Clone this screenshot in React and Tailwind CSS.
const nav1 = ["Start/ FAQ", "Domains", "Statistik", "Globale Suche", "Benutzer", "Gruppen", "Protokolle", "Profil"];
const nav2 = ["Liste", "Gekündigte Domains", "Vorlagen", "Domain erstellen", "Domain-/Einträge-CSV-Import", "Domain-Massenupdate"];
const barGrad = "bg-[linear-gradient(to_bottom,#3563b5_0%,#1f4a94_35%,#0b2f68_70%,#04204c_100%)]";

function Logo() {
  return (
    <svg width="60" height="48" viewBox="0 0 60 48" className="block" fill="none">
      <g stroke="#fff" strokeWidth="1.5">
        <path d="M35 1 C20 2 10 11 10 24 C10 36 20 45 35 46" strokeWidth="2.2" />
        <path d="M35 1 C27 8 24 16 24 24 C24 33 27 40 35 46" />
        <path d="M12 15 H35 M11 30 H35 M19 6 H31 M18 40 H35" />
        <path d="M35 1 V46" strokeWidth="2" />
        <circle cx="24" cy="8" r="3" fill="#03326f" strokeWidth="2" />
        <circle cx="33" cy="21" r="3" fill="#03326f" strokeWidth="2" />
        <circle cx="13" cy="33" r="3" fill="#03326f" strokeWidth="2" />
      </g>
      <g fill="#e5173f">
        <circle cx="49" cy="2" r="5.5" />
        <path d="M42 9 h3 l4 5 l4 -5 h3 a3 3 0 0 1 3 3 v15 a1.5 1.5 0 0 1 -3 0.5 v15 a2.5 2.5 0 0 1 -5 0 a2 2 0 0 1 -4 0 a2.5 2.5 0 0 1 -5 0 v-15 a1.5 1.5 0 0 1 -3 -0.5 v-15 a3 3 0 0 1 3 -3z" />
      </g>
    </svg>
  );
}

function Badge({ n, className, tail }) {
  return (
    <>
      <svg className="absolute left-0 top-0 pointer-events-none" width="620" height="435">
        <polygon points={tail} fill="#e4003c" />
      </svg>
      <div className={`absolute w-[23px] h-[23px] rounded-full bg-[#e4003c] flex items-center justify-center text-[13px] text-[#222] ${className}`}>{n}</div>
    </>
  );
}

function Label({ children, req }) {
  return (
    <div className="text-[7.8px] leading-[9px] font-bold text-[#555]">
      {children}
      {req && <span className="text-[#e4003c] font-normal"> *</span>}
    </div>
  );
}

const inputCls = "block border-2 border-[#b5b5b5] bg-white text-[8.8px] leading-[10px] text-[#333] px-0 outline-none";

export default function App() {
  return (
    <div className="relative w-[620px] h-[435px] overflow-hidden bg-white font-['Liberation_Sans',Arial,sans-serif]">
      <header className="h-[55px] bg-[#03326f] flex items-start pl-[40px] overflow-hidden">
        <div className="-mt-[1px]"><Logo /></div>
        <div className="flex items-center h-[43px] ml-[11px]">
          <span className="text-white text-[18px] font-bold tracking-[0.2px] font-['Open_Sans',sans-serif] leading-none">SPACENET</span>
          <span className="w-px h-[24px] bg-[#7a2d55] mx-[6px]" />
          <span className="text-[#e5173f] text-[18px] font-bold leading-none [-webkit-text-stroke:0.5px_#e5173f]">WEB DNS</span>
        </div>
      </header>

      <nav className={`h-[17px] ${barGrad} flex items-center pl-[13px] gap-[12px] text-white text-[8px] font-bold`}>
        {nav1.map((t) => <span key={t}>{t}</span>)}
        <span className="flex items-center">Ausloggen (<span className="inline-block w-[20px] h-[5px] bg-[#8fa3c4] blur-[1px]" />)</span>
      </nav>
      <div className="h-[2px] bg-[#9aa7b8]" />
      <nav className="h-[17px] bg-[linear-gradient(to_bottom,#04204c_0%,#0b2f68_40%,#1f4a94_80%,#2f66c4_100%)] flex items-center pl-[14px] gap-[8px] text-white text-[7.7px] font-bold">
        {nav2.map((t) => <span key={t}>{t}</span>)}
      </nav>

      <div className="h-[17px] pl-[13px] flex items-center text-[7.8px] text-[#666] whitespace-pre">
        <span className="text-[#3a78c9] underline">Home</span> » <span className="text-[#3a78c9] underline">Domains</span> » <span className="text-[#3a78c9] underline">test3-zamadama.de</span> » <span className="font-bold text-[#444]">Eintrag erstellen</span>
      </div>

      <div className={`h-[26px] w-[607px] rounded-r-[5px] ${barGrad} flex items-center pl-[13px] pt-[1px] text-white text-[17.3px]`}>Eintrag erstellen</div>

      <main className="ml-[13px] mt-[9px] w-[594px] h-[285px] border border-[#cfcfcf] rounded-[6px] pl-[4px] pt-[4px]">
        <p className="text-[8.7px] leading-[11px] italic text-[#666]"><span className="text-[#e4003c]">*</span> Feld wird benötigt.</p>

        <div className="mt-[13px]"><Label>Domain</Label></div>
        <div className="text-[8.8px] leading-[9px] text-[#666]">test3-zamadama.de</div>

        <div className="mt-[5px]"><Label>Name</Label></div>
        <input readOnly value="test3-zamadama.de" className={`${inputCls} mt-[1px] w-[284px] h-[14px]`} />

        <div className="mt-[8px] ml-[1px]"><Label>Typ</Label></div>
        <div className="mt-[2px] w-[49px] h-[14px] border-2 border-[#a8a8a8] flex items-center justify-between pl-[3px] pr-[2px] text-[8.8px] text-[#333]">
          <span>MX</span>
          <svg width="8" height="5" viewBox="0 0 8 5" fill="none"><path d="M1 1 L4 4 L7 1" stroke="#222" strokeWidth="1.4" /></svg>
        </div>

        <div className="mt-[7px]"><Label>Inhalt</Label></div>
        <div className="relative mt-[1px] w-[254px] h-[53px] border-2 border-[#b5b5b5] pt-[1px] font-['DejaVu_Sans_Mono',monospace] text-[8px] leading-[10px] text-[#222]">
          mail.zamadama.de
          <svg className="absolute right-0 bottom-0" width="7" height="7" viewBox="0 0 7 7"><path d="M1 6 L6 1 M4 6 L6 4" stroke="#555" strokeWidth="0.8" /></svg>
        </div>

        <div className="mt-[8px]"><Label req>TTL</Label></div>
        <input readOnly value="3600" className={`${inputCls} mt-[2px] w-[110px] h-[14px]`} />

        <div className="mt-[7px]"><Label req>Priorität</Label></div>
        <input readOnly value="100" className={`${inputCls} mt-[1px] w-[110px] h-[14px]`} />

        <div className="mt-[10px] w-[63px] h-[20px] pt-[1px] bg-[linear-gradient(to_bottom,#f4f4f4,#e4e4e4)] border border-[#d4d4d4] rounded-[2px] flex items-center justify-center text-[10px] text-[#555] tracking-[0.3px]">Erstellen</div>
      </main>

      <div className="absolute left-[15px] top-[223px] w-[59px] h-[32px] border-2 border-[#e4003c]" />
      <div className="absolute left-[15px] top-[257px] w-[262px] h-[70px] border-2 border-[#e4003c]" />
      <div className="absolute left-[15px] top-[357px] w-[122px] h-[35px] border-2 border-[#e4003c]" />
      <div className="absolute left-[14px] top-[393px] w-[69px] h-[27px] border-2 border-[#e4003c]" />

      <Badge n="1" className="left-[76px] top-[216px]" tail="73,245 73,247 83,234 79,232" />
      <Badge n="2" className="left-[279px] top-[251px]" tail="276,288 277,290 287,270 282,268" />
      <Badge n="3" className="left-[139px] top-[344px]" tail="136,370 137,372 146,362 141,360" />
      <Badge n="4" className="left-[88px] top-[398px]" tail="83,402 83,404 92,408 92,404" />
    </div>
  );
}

-----

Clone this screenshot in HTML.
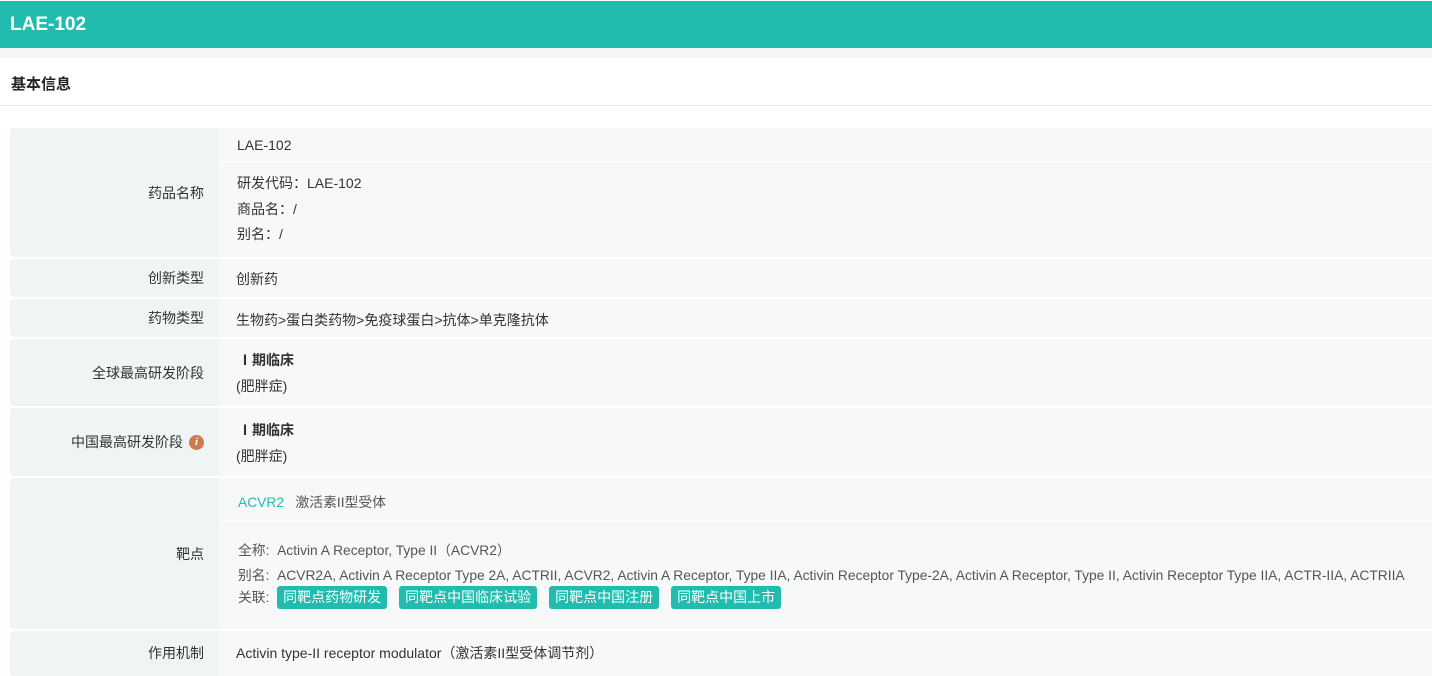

-----

[EXERCISE DESCRIPTION] Copy out every line of the listing that contains the string "Clone".

[THE REPLY]
Clone this screenshot in React and Tailwind CSS.
Clone this screenshot in HTML.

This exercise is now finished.